The story has us over to writer Harry Lesser's (Dylan McDermott) humble abode where the bearded neurotic labors to finish his third book. His solitude–-and writing-–is disrupted when aspiring thug author Willie Spearmint (Snoop Dogg) squats down the empty hall. Contemplative schlemiel mentors anti-Semite Angry Black Man until bleeding heart indulgence comes back to bite his Jewish ass.

However well-intended Lesser's paternalism, his narcissistic cluelessness ignites Willie's rage. Tensions alternately flare and cool as the two alter-artists grapple with the meaning of invention and reality in late 60s America. As the relationship jerks on we start to dread their fate.

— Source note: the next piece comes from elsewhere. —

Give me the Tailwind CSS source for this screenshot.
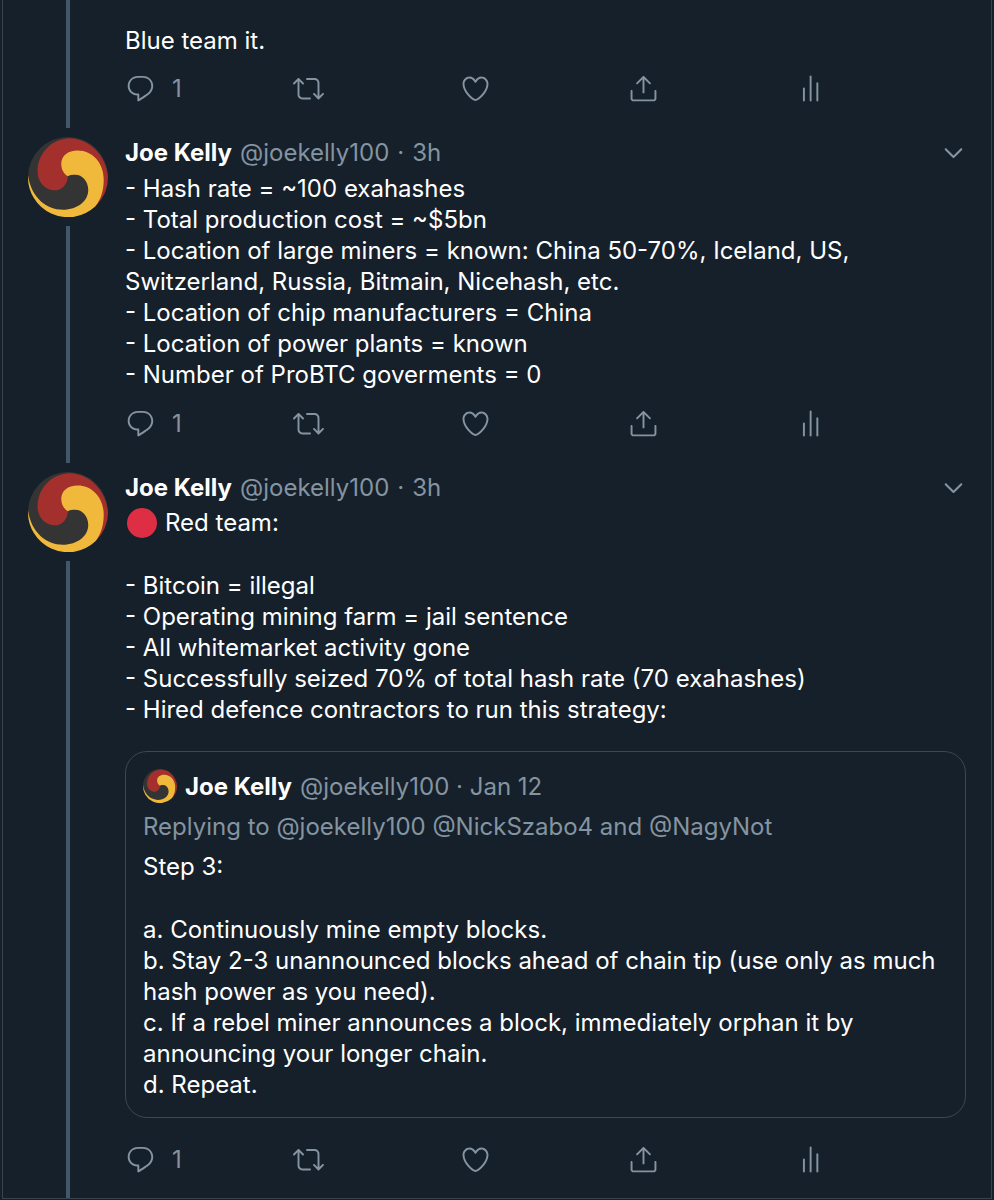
<!DOCTYPE html>
<html lang="en">

<head>
    <meta charset="UTF-8">
    <meta name="viewport" content="width=device-width, initial-scale=1.0">
    <title>Joe Kelly - Thread</title>
    <script src="https://cdn.jsdelivr.net/npm/@tailwindcss/browser@4"></script>
</head>

<body class="bg-[#16202a] text-white font-['Inter',sans-serif] text-[24px] leading-[31px]">
    <!-- Shared icons -->
    <svg class="hidden" aria-hidden="true">
        <symbol id="reply" viewBox="0 0 24 24">
            <path d="M14.046 2.242l-4.148-.01h-.002c-4.374 0-7.8 3.427-7.8 7.802 0 4.098 3.186 7.206 7.465 7.37v3.828c0 .108.044.286.12.403.142.225.384.347.632.347.138 0 .277-.038.402-.118.264-.168 6.473-4.14 8.088-5.506 1.902-1.61 3.04-3.97 3.043-6.312v-.017c-.006-4.367-3.43-7.787-7.8-7.788zm3.787 12.972c-1.134.96-4.862 3.405-6.772 4.643V16.67c0-.414-.335-.75-.75-.75h-.396c-3.66 0-6.318-2.476-6.318-5.886 0-3.534 2.768-6.302 6.3-6.302l4.147.01h.002c3.532 0 6.3 2.766 6.302 6.296-.003 1.91-.942 3.844-2.514 5.176z" />
        </symbol>
        <symbol id="retweet" viewBox="0 0 24 24">
            <path d="M23.77 15.67c-.292-.293-.767-.293-1.06 0l-2.22 2.22V7.65c0-2.068-1.683-3.75-3.75-3.75h-5.85c-.414 0-.75.336-.75.75s.336.75.75.75h5.85c1.24 0 2.25 1.01 2.25 2.25v10.24l-2.22-2.22c-.293-.293-.768-.293-1.06 0s-.294.768 0 1.06l3.5 3.5c.145.147.337.22.53.22s.383-.072.53-.22l3.5-3.5c.294-.292.294-.767 0-1.06zm-10.66 3.28H7.26c-1.24 0-2.25-1.01-2.25-2.25V6.46l2.22 2.22c.148.147.34.22.532.22s.384-.073.53-.22c.293-.293.293-.768 0-1.06l-3.5-3.5c-.293-.294-.768-.294-1.06 0l-3.5 3.5c-.294.292-.294.767 0 1.06s.767.293 1.06 0l2.22-2.22V16.7c0 2.068 1.683 3.75 3.75 3.75h5.85c.414 0 .75-.336.75-.75s-.337-.75-.75-.75z" />
        </symbol>
        <symbol id="like" viewBox="0 0 24 24">
            <path d="M12 21.638h-.014C9.403 21.59 1.95 14.856 1.95 8.478c0-3.064 2.525-5.754 5.403-5.754 2.29 0 3.83 1.58 4.646 2.73.814-1.148 2.354-2.73 4.645-2.73 2.88 0 5.404 2.69 5.404 5.755 0 6.376-7.454 13.11-10.037 13.157H12zM7.354 4.225c-2.08 0-3.903 1.988-3.903 4.255 0 5.74 7.034 11.596 8.55 11.658 1.518-.062 8.55-5.917 8.55-11.658 0-2.267-1.823-4.255-3.903-4.255-2.528 0-3.94 2.936-3.952 2.965-.23.562-1.156.562-1.387 0-.014-.03-1.425-2.965-3.954-2.965z" />
        </symbol>
        <symbol id="share" viewBox="0 0 24 24">
            <path d="M17.53 7.47l-5-5c-.293-.293-.768-.293-1.06 0l-5 5c-.294.293-.294.768 0 1.06s.767.294 1.06 0l3.72-3.72V15c0 .414.336.75.75.75s.75-.336.75-.75V4.81l3.72 3.72c.146.147.338.22.53.22s.384-.072.53-.22c.293-.293.293-.767 0-1.06z" />
            <path d="M19.708 21.944H4.292C3.028 21.944 2 20.916 2 19.652V14c0-.414.336-.75.75-.75s.75.336.75.75v5.652c0 .437.355.792.792.792h15.416c.437 0 .792-.355.792-.792V14c0-.414.336-.75.75-.75s.75.336.75.75v5.652c0 1.264-1.028 2.292-2.292 2.292z" />
        </symbol>
        <symbol id="stats" viewBox="0 0 24 24">
            <path d="M6.9 11.9v9.4M12.1 2.7v18.6M17.3 7.9v13.4" fill="none" stroke="currentColor" stroke-width="1.5" stroke-linecap="round" />
        </symbol>
        <symbol id="chevron" viewBox="0 0 24 24">
            <path d="M20.207 8.147c-.39-.39-1.023-.39-1.414 0L12 14.94 5.207 8.147c-.39-.39-1.023-.39-1.414 0-.39.39-.39 1.023 0 1.414l7.5 7.5c.195.196.45.294.707.294s.512-.098.707-.293l7.5-7.5c.39-.39.39-1.022 0-1.413z" />
        </symbol>
        <symbol id="avatar" viewBox="84 51 243 243">
            <circle cx="205.5" cy="172.5" r="121.5" fill="#343434" />
            <path d="M113 155C113 108 148 57 212 55C270 57 320 105 327 172A121.500 121.500 0 0 1 290 260L300 150L215 150L205 170C204 195 188 213 165 213C137 213 113 190 113 155Z" fill="#a3302c" />
            <path d="M205 170C192 163 185 148 185 133C185 108 205 92 235 92C280 92 314 130 314 180C314 215 305 242 288 262A121.500 121.500 0 0 1 84 168C94 235 140 272 190 272C235 272 267 245 267 212C267 185 248 166 228 166C218 166 210 167 205 170Z" fill="#f0b93b" />
        </symbol>
    </svg>

    <main class="ml-[2px] mr-[2px] border-x border-b border-[#38444d]">
        <!-- Tweet -->
        <article class="flex gap-[17px] px-[25px]">
            <div class="flex w-20 shrink-0 flex-col items-center pb-[9px]">
                <div class="w-1 flex-1 bg-[#425769]"></div>
            </div>
            <div class="min-w-0 flex-1 pt-[25px] pb-[33px]">
                <p>Blue team it.</p>
                <div class="mt-[17px] mr-[3px] grid grid-cols-5 text-[#8494a1]">
                    <button class="flex items-center gap-4" aria-label="Reply"><svg class="size-[31px] fill-current"><use href="#reply" /></svg>1</button>
                    <button class="flex items-center" aria-label="Retweet"><svg class="size-[31px] fill-current"><use href="#retweet" /></svg></button>
                    <button class="flex items-center" aria-label="Like"><svg class="size-[31px] fill-current"><use href="#like" /></svg></button>
                    <button class="flex items-center" aria-label="Share"><svg class="size-[31px] fill-current"><use href="#share" /></svg></button>
                    <button class="flex items-center" aria-label="Analytics"><svg class="size-[31px] fill-current"><use href="#stats" /></svg></button>
                </div>
            </div>
        </article>

        <!-- Tweet -->
        <article class="flex gap-[17px] px-[25px]">
            <div class="flex w-20 shrink-0 flex-col items-center gap-[9px] pb-[9px]">
                <svg class="size-20"><use href="#avatar" /></svg>
                <div class="w-1 flex-1 bg-[#425769]"></div>
            </div>
            <div class="min-w-0 flex-1 pb-[33px]">
                <header class="flex items-center gap-2 text-[#8494a1]">
                    <a href="#" class="font-bold text-white">Joe Kelly</a>
                    <span>@joekelly100</span>
                    <span>·</span>
                    <a href="#">3h</a>
                    <button class="ml-auto" aria-label="More"><svg class="size-[25px] fill-current"><use href="#chevron" /></svg></button>
                </header>
                <p class="mt-[5px]">
                    - Hash rate = ~100 exahashes<br>
                    - Total production cost = ~$5bn<br>
                    - Location of large miners = known: China 50-70%, Iceland, US, Switzerland, Russia, Bitmain, Nicehash, etc.<br>
                    - Location of chip manufacturers = China<br>
                    - Location of power plants = known<br>
                    - Number of ProBTC goverments = 0
                </p>
                <div class="mt-[18px] mr-[3px] grid grid-cols-5 text-[#8494a1]">
                    <button class="flex items-center gap-4" aria-label="Reply"><svg class="size-[31px] fill-current"><use href="#reply" /></svg>1</button>
                    <button class="flex items-center" aria-label="Retweet"><svg class="size-[31px] fill-current"><use href="#retweet" /></svg></button>
                    <button class="flex items-center" aria-label="Like"><svg class="size-[31px] fill-current"><use href="#like" /></svg></button>
                    <button class="flex items-center" aria-label="Share"><svg class="size-[31px] fill-current"><use href="#share" /></svg></button>
                    <button class="flex items-center" aria-label="Analytics"><svg class="size-[31px] fill-current"><use href="#stats" /></svg></button>
                </div>
            </div>
        </article>

        <!-- Tweet with quote -->
        <article class="flex gap-[17px] px-[25px]">
            <div class="flex w-20 shrink-0 flex-col items-center gap-[9px]">
                <svg class="size-20"><use href="#avatar" /></svg>
                <div class="w-1 flex-1 bg-[#425769]"></div>
            </div>
            <div class="min-w-0 flex-1 pb-[23px]">
                <header class="flex items-center gap-2 text-[#8494a1]">
                    <a href="#" class="font-bold text-white">Joe Kelly</a>
                    <span>@joekelly100</span>
                    <span>·</span>
                    <a href="#">3h</a>
                    <button class="ml-auto" aria-label="More"><svg class="size-[25px] fill-current"><use href="#chevron" /></svg></button>
                </header>
                <div class="mt-1">
                    <p class="flex items-center gap-2"><span class="ml-[2px] size-[30px] rounded-full bg-[#de2e43]"></span>Red team:</p>
                    <p class="mt-8">
                        - Bitcoin = illegal<br>
                        - Operating mining farm = jail sentence<br>
                        - All whitemarket activity gone<br>
                        - Successfully seized 70% of total hash rate (70 exahashes)<br>
                        - Hired defence contractors to run this strategy:
                    </p>
                </div>

                <section class="mt-[26px] rounded-[22px] border border-[#3b4751] px-[17px] pt-[17px] pb-[17px]">
                    <header class="flex items-center gap-2 text-[#8494a1]">
                        <svg class="size-[34px]"><use href="#avatar" /></svg>
                        <a href="#" class="font-bold text-white">Joe Kelly</a>
                        <span>@joekelly100 · <a href="#">Jan 12</a></span>
                    </header>
                    <p class="mt-2 text-[#8494a1]">Replying to @joekelly100 @NickSzabo4 and @NagyNot</p>
                    <p class="mt-[9px]">Step 3:</p>
                    <p class="mt-8">
                        a. Continuously mine empty blocks.<br>
                        b. Stay 2-3 unannounced blocks ahead of chain tip (use only as much hash power as you need).<br>
                        c. If a rebel miner announces a block, immediately orphan it by announcing your longer chain.<br>
                        d. Repeat.
                    </p>
                </section>

                <div class="mt-[26px] mr-[3px] grid grid-cols-5 text-[#8494a1]">
                    <button class="flex items-center gap-4" aria-label="Reply"><svg class="size-[31px] fill-current"><use href="#reply" /></svg>1</button>
                    <button class="flex items-center" aria-label="Retweet"><svg class="size-[31px] fill-current"><use href="#retweet" /></svg></button>
                    <button class="flex items-center" aria-label="Like"><svg class="size-[31px] fill-current"><use href="#like" /></svg></button>
                    <button class="flex items-center" aria-label="Share"><svg class="size-[31px] fill-current"><use href="#share" /></svg></button>
                    <button class="flex items-center" aria-label="Analytics"><svg class="size-[31px] fill-current"><use href="#stats" /></svg></button>
                </div>
            </div>
        </article>
    </main>
</body>

</html>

Menace gives way to tragedy when Lesser gets Willie's white girl (Rose Byrne) and landlord Levenspiel (Seymour Cassel) presses to evict both stragglers and lower the wrecking ball. As Malamud would say, "Oy vey."

Screenwriters Green and David Diamond are hardly the master of their craft the way Pulitzer laureate Malamud was of his, and the dialogue is often too literate and stylized to float onscreen. Likewise the script's cycles of collegiality and combustion exhaust the actors' efforts to build nuance, leaving the human comedy to caricature and abstraction. Perhaps it's a novice writer's thing.

The Tenants is too plodding and claustrophobic for a night on the town. But for patient students of race relations, social advantage and art, it may be just the rental. (DVD release date March 7.)